- What to work on:
State the number of lines below in which the word "components" appears. Nothing else belongs in the answer.
-------- Data shown --------
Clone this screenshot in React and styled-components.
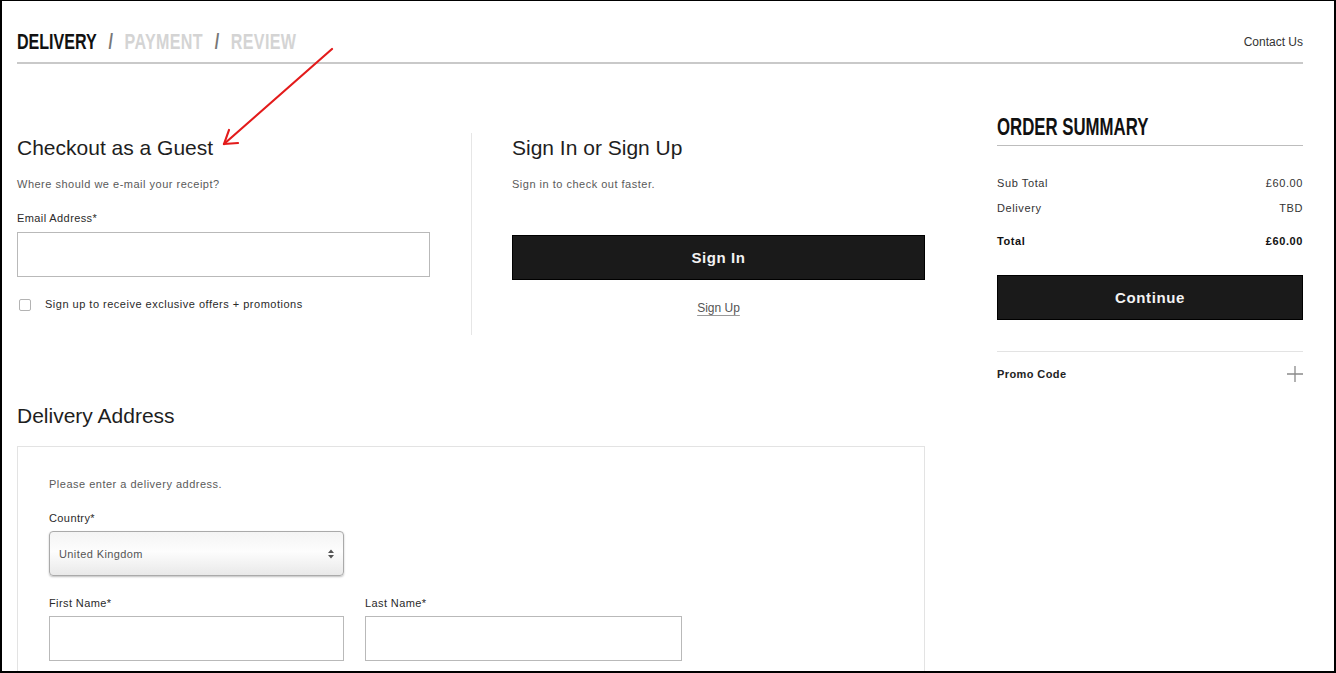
import React from 'react'
import styled, { createGlobalStyle } from 'styled-components'

const Global = createGlobalStyle`
	html, body {
		margin: 0;
		padding: 0;
		background: #fff;
	}
	body {
		font-family: "Liberation Sans", Arial, sans-serif;
		color: #222;
	}
	* { box-sizing: border-box; }
`

const Frame = styled.div`
	position: relative;
	width: 1336px;
	height: 673px;
	overflow: hidden;
	border-style: solid;
	border-color: #000;
	border-width: 1px 2px 2px 2px;
	padding: 0 31px 0 15px;
`

const Header = styled.header`
	display: flex;
	justify-content: space-between;
	align-items: center;
	padding: 30px 0 9px;
	border-bottom: 2px solid #c9c9c9;
`

const Condensed = styled.div`
	display: inline-block;
	font-weight: 700;
	font-size: ${p => p.size || 22}px;
	line-height: ${p => p.size || 22}px;
	transform: scaleX(0.73);
	transform-origin: left center;
	white-space: nowrap;
	color: #111;
`

const Step = styled.span`
	color: ${p => (p.active ? '#111' : '#d4d4d4')};
	letter-spacing: ${p => (p.active ? 0 : 0.5)}px;
`

const Slash = styled.span`
	color: #777;
	margin: 0 16px;
`

const Contact = styled.a`
	font-size: 12px;
	line-height: 14px;
	color: #333;
	text-decoration: none;
`

const Main = styled.main`
	display: grid;
	grid-template-columns: 908px 306px;
	column-gap: 72px;
	padding-top: 52px;
`

const Checkout = styled.div`
	padding-top: 17px;
`

const TopRow = styled.div`
	display: grid;
	grid-template-columns: 413px 82px 413px;
	height: 202px;
`

const Divider = styled.div`
	justify-self: center;
	width: 1px;
	background: #e6e6e6;
`

const Column = styled.div`
	display: flex;
	flex-direction: column;
	padding-top: 3px;
`

const Title = styled.h2`
	margin: 0;
	font-size: 21px;
	line-height: 24px;
	font-weight: 400;
	color: #1e1e1e;
`

const Note = styled.p`
	margin: ${p => p.gap ?? 17}px 0 0;
	font-size: 11px;
	line-height: 14px;
	letter-spacing: 0.5px;
	color: #5a5a5a;
`

const Label = styled.label`
	display: block;
	margin-top: ${p => p.gap ?? 20}px;
	font-size: 11px;
	line-height: 14px;
	letter-spacing: 0.4px;
	color: #2a2a2a;
`

const TextInput = styled.input`
	display: block;
	width: ${p => p.w || 413}px;
	height: 45px;
	margin-top: ${p => p.gap ?? 7}px;
	border: 1px solid #b9b9b9;
	background: #fff;
	outline: none;
`

const CheckRow = styled.div`
	display: flex;
	align-items: center;
	margin-top: 20px;
	font-size: 11px;
	line-height: 14px;
	letter-spacing: 0.5px;
	color: #2a2a2a;
`

const Box = styled.span`
	width: 12px;
	height: 12px;
	margin: 2px 14px 0 2px;
	border: 1px solid #b3b3b3;
	border-radius: 2px;
	background: #fff;
`

const DarkButton = styled.button`
	display: block;
	width: 100%;
	height: 45px;
	margin-top: ${p => p.gap || 0}px;
	border: 1px solid #000;
	background: #1a1a1a;
	color: #f2f2f2;
	font-family: "Liberation Sans", Arial, sans-serif;
	font-weight: 700;
	font-size: 15px;
	letter-spacing: 0.6px;
	cursor: pointer;
`

const SignUp = styled.a`
	align-self: center;
	margin-top: 21px;
	font-size: 12px;
	line-height: 15px;
	color: #555;
	text-decoration: underline;
	text-decoration-color: #999;
	text-underline-offset: 3px;
`

const SectionTitle = styled(Title)`
	margin-top: 69px;
`

const AddressBox = styled.div`
	margin-top: 18px;
	border: 1px solid #e3e3e3;
	padding: 30px 31px 40px;
`

const SelectBox = styled.div`
	display: flex;
	align-items: center;
	width: 295px;
	height: 45px;
	margin-top: 6px;
	padding: 0 9px;
	border: 1px solid #aaa;
	border-radius: 4px;
	background: linear-gradient(#f4f4f4, #fdfdfd 45%, #e9e9e9);
	box-shadow: 0 1px 2px rgba(0, 0, 0, 0.25);
	font-size: 11px;
	letter-spacing: 0.4px;
	color: #555;
`

const Arrows = styled.svg`
	margin-left: auto;
`

const NameRow = styled.div`
	display: grid;
	grid-template-columns: 295px 317px;
	column-gap: 21px;
`

const Summary = styled.aside`
	display: flex;
	flex-direction: column;
`

const SummaryHead = styled.div`
	padding-bottom: 6px;
	border-bottom: 1px solid #bdbdbd;
`

const Line = styled.div`
	display: flex;
	justify-content: space-between;
	margin-top: ${p => p.gap}px;
	font-size: 11px;
	line-height: 14px;
	letter-spacing: 0.6px;
	font-weight: ${p => (p.bold ? 700 : 400)};
	color: ${p => (p.bold ? '#111' : '#333')};
`

const Promo = styled.div`
	display: flex;
	justify-content: space-between;
	align-items: center;
	margin-top: 31px;
	padding-top: 14px;
	border-top: 1px solid #e3e3e3;
	font-size: 11px;
	line-height: 14px;
	letter-spacing: 0.4px;
	font-weight: 700;
	color: #222;
`

const Annotation = styled.svg`
	position: absolute;
	left: 0;
	top: 0;
	pointer-events: none;
`

export default function App() {
	return (
		<>
			<Global />
			<Frame>
				<Header>
					<Condensed>
						<Step active>DELIVERY</Step>
						<Slash>/</Slash>
						<Step>PAYMENT</Step>
						<Slash>/</Slash>
						<Step>REVIEW</Step>
					</Condensed>
					<Contact href="#">Contact Us</Contact>
				</Header>

				<Main>
					<Checkout>
						<TopRow>
							<Column>
								<Title>Checkout as a Guest</Title>
								<Note>Where should we e-mail your receipt?</Note>
								<Label>Email Address*</Label>
								<TextInput type="email" />
								<CheckRow>
									<Box />
									Sign up to receive exclusive offers + promotions
								</CheckRow>
							</Column>
							<Divider />
							<Column>
								<Title>Sign In or Sign Up</Title>
								<Note>Sign in to check out faster.</Note>
								<DarkButton gap={44}>Sign In</DarkButton>
								<SignUp href="#">Sign Up</SignUp>
							</Column>
						</TopRow>

						<SectionTitle>Delivery Address</SectionTitle>
						<AddressBox>
							<Note gap={0}>Please enter a delivery address.</Note>
							<Label>Country*</Label>
							<SelectBox>
								United Kingdom
								<Arrows width="6" height="10" viewBox="0 0 6 10">
									<path d="M0 4 L3 0.5 L6 4 Z M0 6 L3 9.5 L6 6 Z" fill="#555" />
								</Arrows>
							</SelectBox>
							<NameRow>
								<div>
									<Label>First Name*</Label>
									<TextInput w={295} gap={6} />
								</div>
								<div>
									<Label>Last Name*</Label>
									<TextInput w={317} gap={6} />
								</div>
							</NameRow>
						</AddressBox>
					</Checkout>

					<Summary>
						<SummaryHead>
							<Condensed size={23}>ORDER SUMMARY</Condensed>
						</SummaryHead>
						<Line gap={30}><span>Sub Total</span><span>£60.00</span></Line>
						<Line gap={11}><span>Delivery</span><span>TBD</span></Line>
						<Line gap={19} bold><span>Total</span><span>£60.00</span></Line>
						<DarkButton gap={27}>Continue</DarkButton>
						<Promo>
							<span>Promo Code</span>
							<svg width="16" height="16" viewBox="0 0 16 16">
								<path d="M8 0 V16 M0 8 H16" stroke="#8a8a8a" strokeWidth="1.3" />
							</svg>
						</Promo>
					</Summary>
				</Main>

				<Annotation width="1336" height="673">
					<g stroke="#e31b1b" strokeWidth="2.2" fill="none" strokeLinecap="round">
						<path d="M330 48 L222 143" />
						<path d="M222 143 L236 142" />
						<path d="M222 143 L227 129" />
					</g>
				</Annotation>
			</Frame>
		</>
	)
}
--------
- Written solution:
2